Ce singulier personnage n’en finit pas de nous étonner par son talent, sa rigueur, sa technicité, son éternelle recherche de perfection et son indiscutable créativité. Souvent plagiées, ses innombrables créations, admirablement présentées dans l’assiette, telles de vraies peintures, cachent, sous leur apparente simplicité, un immense travail. Assemblage de faveurs, de couleurs, de textures ne masquant pas l’ingrédient principal, mais le révélant, le transcendant ! On est saisi dès la première bouchée. Tout est juste, parfait, de l’assemblage à l’assaisonnement, en passant par les cuissons.

Au départ, il y a le produit, de première fraîcheur, qu’il veut irréprochable. C’est à partir de lui qu’il crée, en s’efforçant d’en « tirer le meilleur ». Des plus simples comme le hareng, la tête de cochon ou la pomme de terre, qui va lentement se transformer sous ses doigts en une sublime purée (elle figura sur la carte dès l’ouverture de son premier restaurant), jusqu’aux plus recherchés, à l’égal du diamant noir, Joël les connaît et les respecte, presque religieusement. Il peut parler de leurs histoires, il l’a fait d’ailleurs une année durant avec nos confrères du Journal du dimanche. Ces produits, il va les travailler patiemment, en goûtant sans cesse et en n’hésitant point à remettre l’ouvrage cent fois sur le métier… Peu à peu, le plat s’élabore. Un travail minutieux, presque un puzzle, pour une cuisine de puriste. Création d’authentiques symphonies dans lesquelles chacun des ingrédients, y compris les herbes ou les épices, trouve sa juste place, apporte sa propre pierre à l’édifice commun, y compris quand les saveurs contrastent. Ce serait presque les notes, les silences ou encore les ornements que le compositeur placerait sur sa portée pour traduire cette musique ne cessant de lui trotter dans la tête !

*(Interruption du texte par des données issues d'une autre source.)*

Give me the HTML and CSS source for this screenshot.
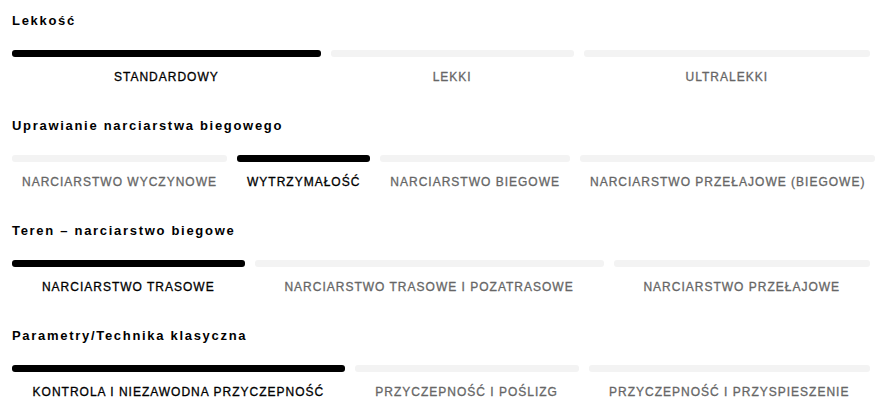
FILE: index.html
```html
<!DOCTYPE html>
<html lang="pl">
<head>
    <meta charset="UTF-8">
    <meta name="viewport" content="width=device-width, initial-scale=1.0">
    <title>Parametry nart biegowych</title>
    <link rel="stylesheet" href="styles.css">
</head>
<body>
    <div class="specs">
        <section class="spec">
            <h2 class="spec-title">Lekkość</h2>
            <div class="scale">
                <div class="scale-item active"><span class="bar"></span><span class="label">Standardowy</span></div>
                <div class="scale-item"><span class="bar"></span><span class="label">Lekki</span></div>
                <div class="scale-item"><span class="bar"></span><span class="label">Ultralekki</span></div>
            </div>
        </section>

        <section class="spec">
            <h2 class="spec-title">Uprawianie narciarstwa biegowego</h2>
            <div class="scale">
                <div class="scale-item"><span class="bar"></span><span class="label">Narciarstwo wyczynowe</span></div>
                <div class="scale-item active"><span class="bar"></span><span class="label">Wytrzymałość</span></div>
                <div class="scale-item"><span class="bar"></span><span class="label">Narciarstwo biegowe</span></div>
                <div class="scale-item"><span class="bar"></span><span class="label">Narciarstwo przełajowe (biegowe)</span></div>
            </div>
        </section>

        <section class="spec">
            <h2 class="spec-title">Teren – narciarstwo biegowe</h2>
            <div class="scale">
                <div class="scale-item active"><span class="bar"></span><span class="label">Narciarstwo trasowe</span></div>
                <div class="scale-item"><span class="bar"></span><span class="label">Narciarstwo trasowe i pozatrasowe</span></div>
                <div class="scale-item"><span class="bar"></span><span class="label">Narciarstwo przełajowe</span></div>
            </div>
        </section>

        <section class="spec">
            <h2 class="spec-title">Parametry/Technika klasyczna</h2>
            <div class="scale">
                <div class="scale-item active"><span class="bar"></span><span class="label">Kontrola i niezawodna przyczepność</span></div>
                <div class="scale-item"><span class="bar"></span><span class="label">Przyczepność i poślizg</span></div>
                <div class="scale-item"><span class="bar"></span><span class="label">Przyczepność i przyspieszenie</span></div>
            </div>
        </section>
    </div>
</body>
</html>
```

FILE: styles.css
```css
* {
    margin: 0;
    padding: 0;
    box-sizing: border-box;
}

body {
    font-family: "Liberation Sans", Arial, sans-serif;
    background: #fff;
    color: #000;
}

.specs {
    padding: 13px 15px 0 12px;
}

.spec {
    margin-bottom: 33px;
}

.spec-title {
    font-size: 13px;
    line-height: 16px;
    font-weight: 700;
    letter-spacing: 1.7px;
    margin-bottom: 21px;
}

.scale {
    display: flex;
    gap: 10px;
}

.scale-item {
    flex: 1 1 auto;
    display: flex;
    flex-direction: column;
    align-items: center;
}

.bar {
    display: block;
    width: 100%;
    height: 7px;
    border-radius: 3px;
    background: #f3f3f3;
    margin-bottom: 12px;
}

.label {
    font-size: 12px;
    line-height: 16px;
    text-transform: uppercase;
    letter-spacing: 1px;
    color: #666;
    -webkit-text-stroke: 0.3px currentColor;
    white-space: nowrap;
    padding: 0 10px;
}

.scale-item.active .bar {
    background: #000;
}

.scale-item.active .label {
    color: #000;
}
```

Entre le homard poivré aux lamelles d’artichaut, celui aux truffes et châtaignes en cocotte lutée, le rôti d’agneau en croûte de sel, le millefeuille de tomate au crabe, les ravioles de langoustine au chou, la laitance de hareng au verjus, les cèpes grillés au thym avec leur caviar d’aubergine, sans oublier la salade pastorale aux herbes ou celle de homard en boléro, si fraîche avec ses jolies petites billes de tomate, d’avocat et de pomme, sa ciboulette et son cerfeuil, la tarte friande de truffes aux oignons et lard fumé, le suprême de pigeon au chou et au foie gras, et plus encore cette crème de chou-fleur à la gelée de caviar entrée dans la légende, que d’étapes, de préparatifs, de technicité ! Décrire et expliquer cette dernière recette nécessiterait, par exemple, une pleine page de mon cher quotidien. Il est vrai que les résultats sont inoubliables ! Une parfaite harmonie et beaucoup de pureté !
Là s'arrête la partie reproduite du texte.